Most pharmacological operations require stringently and expensively maintained cleanroom environments. That places a priority on selecting a solution that doesn’t introduce particulates, volatile organic compounds or other contaminants into the environment. Systems that produce exhaust emissions, require oils or grease to operate, and/or contain components that could potentially cause off-gassing will have to be eliminated. Cross-contamination between environments can also be an issue if the facility has to transport equipment, machinery or product between environments. That scenario may rule out the use of certain material handling systems such as cranes, which might not be capable of navigating between separate environments without increasing the risk of contamination.
5: Protect equipment against vibration and shock loads.
Chromatography columns are unusually delicate, particularly after they’ve been freshly packed. Here, the key is to isolate the load from vibration and shock. That poses a problem for the use of wheeled vehicles that can potentially transmit any imperfections in the floor (bumps, grooves, gaps) to the equipment due to vibration. Air casters appear to be the better choice because the inflated bag that powers the casters effectively acts as a suspension system absorbing potential vibration and shock loads before they can affect the media within the column.
6. Maintain and improve productive capacity.
Another challenge, all too often overlooked, is assuring the material handling system facilitates or even improves the facility’s productive capacity. Some systems may take at least a half hour or more for a single move when the set up (system preparation and placing the load onto the system), operation (system maneuvering), and wind down (removing the load and storing or moving the system to its next location) are complex or time-consuming. That can affect dwell, takt and process cycle times, which all potentially affect productive capacity.
7. Control costs.
It should surprise no one that the last challenge is cost and budgetary requirements. This can be the most perplexing in choosing the right material handling system. One reason: costs cannot necessarily be compared one-for-one.
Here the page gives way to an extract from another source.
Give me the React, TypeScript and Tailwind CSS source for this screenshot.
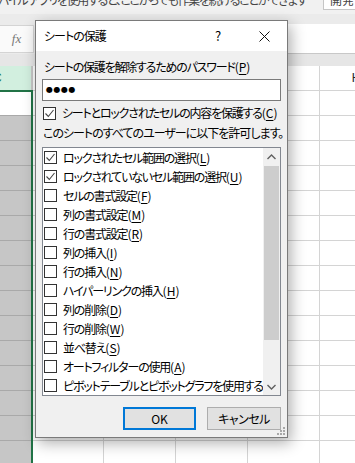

Each system will incur an upfront capital expense to purchase and implement, but those expenses represent just a fraction of the total cost of ownership. The cost of ongoing operation can vary significantly, particularly if the system requires trained and certified operators (e.g., cranes and forklifts). Maintenance costs are major variables. Every mechanical system will require ongoing repairs and upkeep as will any system with tires.
This is where the evaluation of opportunity costs comes into play. The wrong material handling system will limit productive capacity and possibly the ability of an operation to flexibly accommodate future change, such as updating the facility layout. Ultimately, the cost challenge requires facilities to balance upfront cost against long-term costs that should not be overlooked as the following chart explains:
The deciding factor
By systematically evaluating and working through each of the seven challenges, operations are in the best position to choose the most effective load movement system for their facility and environment. Ultimately, there is always a key factor that narrows down available options. In the case of the chromatography column-moving pharmaceutical company mentioned previously, the balance of features — cost-effective movement of heavy loads without damaging floors or contaminating cleanrooms — was the deciding factor. Other facilities might arrive at a different answer depending on the most important factors in need of mitigation.